Future Bags

  • 17-04-2018 until 29-07-2018

    ‘Future Bags’, an exhibition at The Museum of Bags and Purses, will be held from 17 April through 29 July 2018. To create this show, a group of young designers from the Royal Academy of Art in The Hague (KABK) were assigned to design ‘the bag of the future’. To achieve this, the students had to consider new forms of function, interaction and social identity. What new materials and technologies would be available by the year 2050? Although natural and eco-friendly plastics are commonly used today, the future is sure to offer new alternatives. Will hyperconnectivity mean the disappearance of bags altogether? Will our bodies themselves become ‘the bag’? Visitors to ‘Future Bags’ will get an incredible glimpse into the future as based on drawings, video clips, research into materials, and prototypes.

     

    The bag is bound to continue its development; for this reason, the museum provides not only a cultural historic interpretation of the bag but also serves another important purpose: to indicate new designs, applications, materials and production techniques. The Museum of Bags and Purses is also committed to stimulating young designers and to offering a platform for new talent.

     

    One of the designs for Future Bags by the KABK students

     

    Global water scarcity

    Global water scarcity is a problem we will have to conted with in future. Having safe drinking water will be of vital importance.

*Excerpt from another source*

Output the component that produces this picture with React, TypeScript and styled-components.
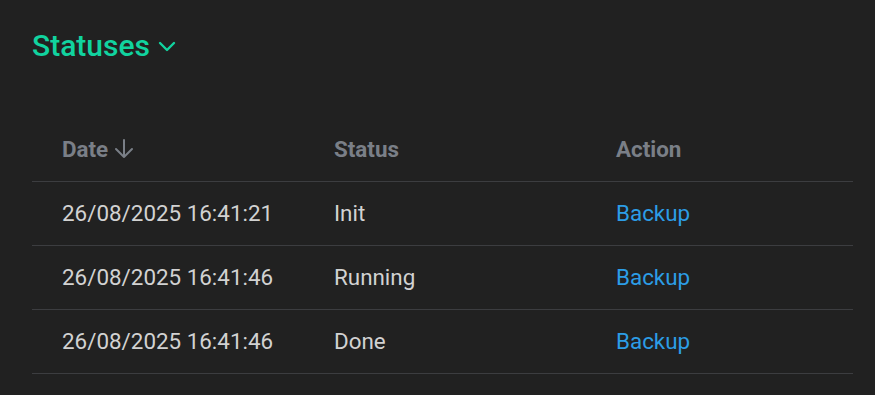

The ‘Bag as a Home’ was designed as a solution for this problem since it can be used to provide you with your own water supply. After all, a human body produces around 2000 ml of urine a day, 90% of wich is water. This bag filetrs urine to produce drinking water. It’s even completely integrated into the shape of the body, similar to an ostomy appliance. By filtering your own urine, you can be supplied with the average quantity of water you need for a day you will never be dehydrated.

     

    Technology, hyperconnectivity and fashion

     

    For six months, students at the KABK worked in small teams to create prototypes, services or installations. As guidelines, they were asked to consider certain factors: technology, interaction, hyperconnectivity and fashion.

     

    Technology

    What new materials and technologies could be available by the year 2050? Today’s designers are increasingly working with natural materials and considering sustainable processes. A good example of this is the development of various eco-friendly plastics. Both the design and production process of the future bag may also involve changes. Who knows? In the future, we might buy an open source file to use as a blueprint, allowing us to use 3D technologies to print our bag for every new occasion.

     

    Hyperconnectivity

    Will we still need bags to carry around by 2050 , or will they have disappeared in a world of AI and hyperconnectivity? Will our own body have become ‘the bag’? In times of water shortages, your bag might actually serve as an essential extension of yourself and a real part of your body that regulates bodily fluids (organic jewellery).

     

    Fashion

    What kinds of fashion statements will people make in 2050? How will people use a bag to display their status? A bag made of organic material that’s now considered distasteful might serve as a statement against vanity in the future.

     

    ‘Future Bags’, an exhibition in collaboration with the KABK, will be on display in The Museum of Bags and Purses from 17 April through 29 July.